If the helicopter's engine fails, the tip jets on the rotor increase the moment of inertia, hence permitting it to store energy, which makes performing a successful autorotation landing somewhat easier. However, the tip jet also typically generates significant extra air drag, which demands a higher sink rate and means that a very sudden transition to the landing flare must occur for survival, with little room for error.

Origins

Austrian Ludwig Wittgenstein investigated the use of tip jets to drive an aircraft propeller while studying aeronautical engineering at Manchester University, UK and patented his ideas. He soon left engineering and would become better known as a philosopher.
The Italian designer V Isacco built "Helicogyres" in the 1920s. Although they used piston engines at the ends of the rotary wing, he foresaw that they might be replaceable by jets.
During the Second World War, German engineer Friedrich von Doblhoff suggested powering a helicopter with ramjets on the rotor tips.
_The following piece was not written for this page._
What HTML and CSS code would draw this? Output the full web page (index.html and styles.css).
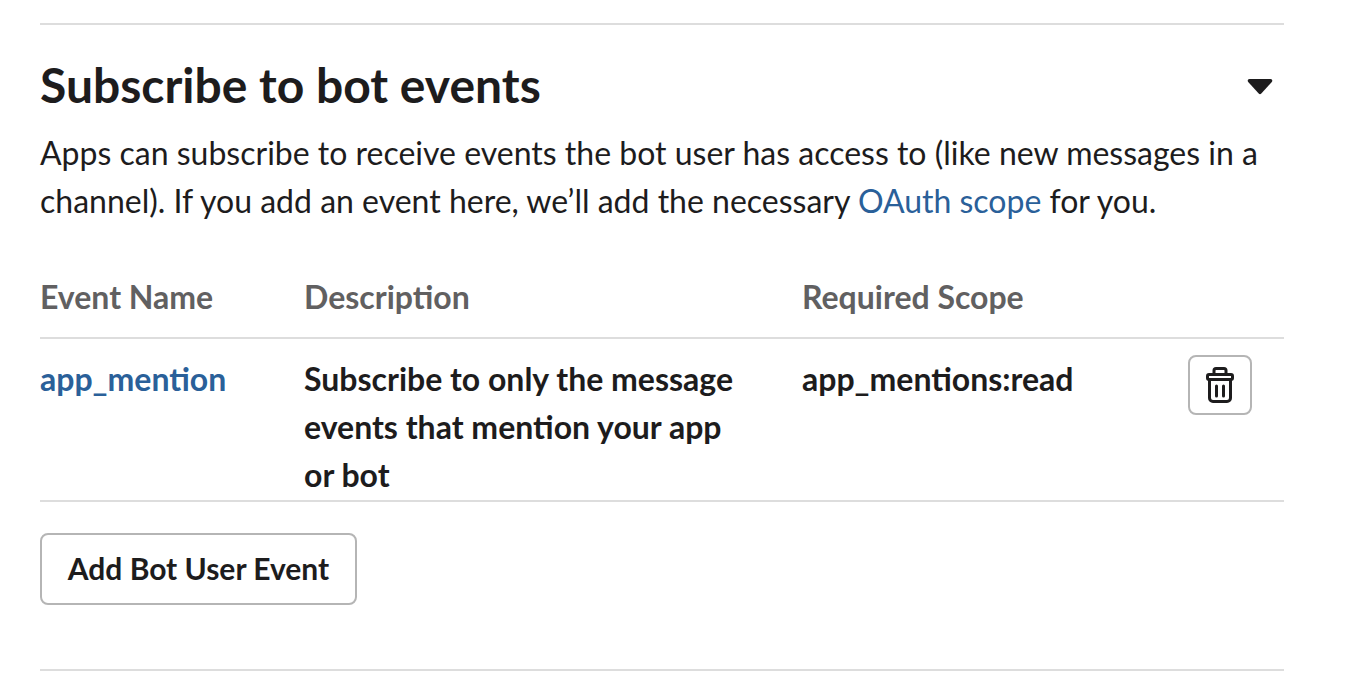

The first tip jet-powered helicopter was the WNF 342 V1 in 1943. After the war two WNF 342 prototypes ended up with the Americans and Doblhoff joined McDonnell Douglas who subsequently produced the McDonnell XV-1. The engineer who had actually produced the tip jet engines, August Stephan, joined the Fairey Aviation company of the United Kingdom which used them in their Fairey Jet Gyrodyne and Fairey Rotodyne aircraft first flying in 1954 and 1957 respectively.
Eugene Michael Gluhareff was an early pioneer of tip jets.

Rotorcraft using tip jets

Cold tip jets

The compressed air in cold tip jets generally exited at quite high temperatures due to compression-heating effects, but they are referred to as "cold" jets to differentiate them from jets that burn fuel to heat the air for greater thrust; similar to the difference between the "cold" and "hot" exhausts on the Harrier "Jump Jet", which uses "cold" air heated to several hundred degrees by compression inside the low-pressure compressor of the Pegasus engine.)